There were many confident wind solos and Gimeno managed to shift the spotlight according to need. He was less successful in evoking a cohesive sound from the strings. Not that there is much a conductor can do with this material. When the rhetoric of a piece leads a listener constantly to wonder what comes next, the temptation, after a dozen minutes or so, is to stop caring.

Gustavo Gimeno conducts the Toronto Symphony Orchestra, soloists, Toronto Mendelssohn Choir and Toronto Children’s Chorus in Orff’s Carmina Burana (Photo: Allan Cabral/Courtesy of the Toronto Symphony Orchestra)

Carmina Burana

In Carmina Burana the question of what comes next is easily answered: usually what has just been heard. Few works of pre-minimalist vintage deploy repetition as flagrantly and effectively as Carl Orff’s immensely popular cantata of 1936.

Gimeno kept the phrases orderly and easy to follow. The 231 singers of the Toronto Mendelssohn Choir and the Toronto Children’s Chorus (the latter in the organ loft) were nicely focused, though not always as grand-sounding as that number might imply.

Instrumental elements were fine. Flutist Kelly Zimba Lukić and timpanist David Kent merit mention.

Baritone Sean Michael Plumb, soprano Julie Roset and tenor Andrew Haji all had suitably lucid voices. Haji, a Canadian, added a much-appreciated touch of operatic stage business to his roasted-swan number.
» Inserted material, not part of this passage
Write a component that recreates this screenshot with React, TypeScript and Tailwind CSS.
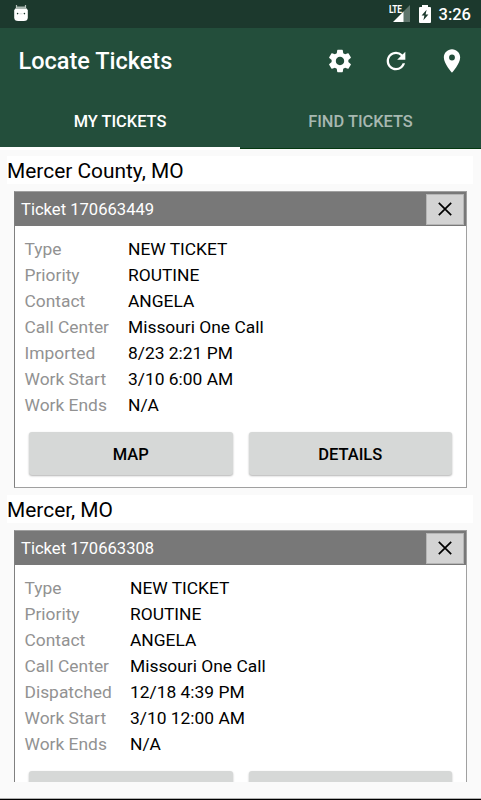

Gustavo Gimeno conducts the Toronto Symphony Orchestra, soloists, Toronto Mendelssohn Choir and Toronto Children’s Chorus in Orff’s Carmina Burana (Photo: Allan Cabral/Courtesy of the Toronto Symphony Orchestra)

Final Thoughts

Carmina Burana never fails. There was robust applause from the substantial crowd, sometimes between movements. Goodness, there were even some hoots for the Marsalis. The TSO certainly has a following.

Appreciation of the Orff, however, was necessarily incomplete, because the evocative mostly-Latin texts were rendered invisible by a combination of small print and low lighting.

Would projected surtitles be possible? The status quo will not do.

The evening began with O Canada. No texts necessary!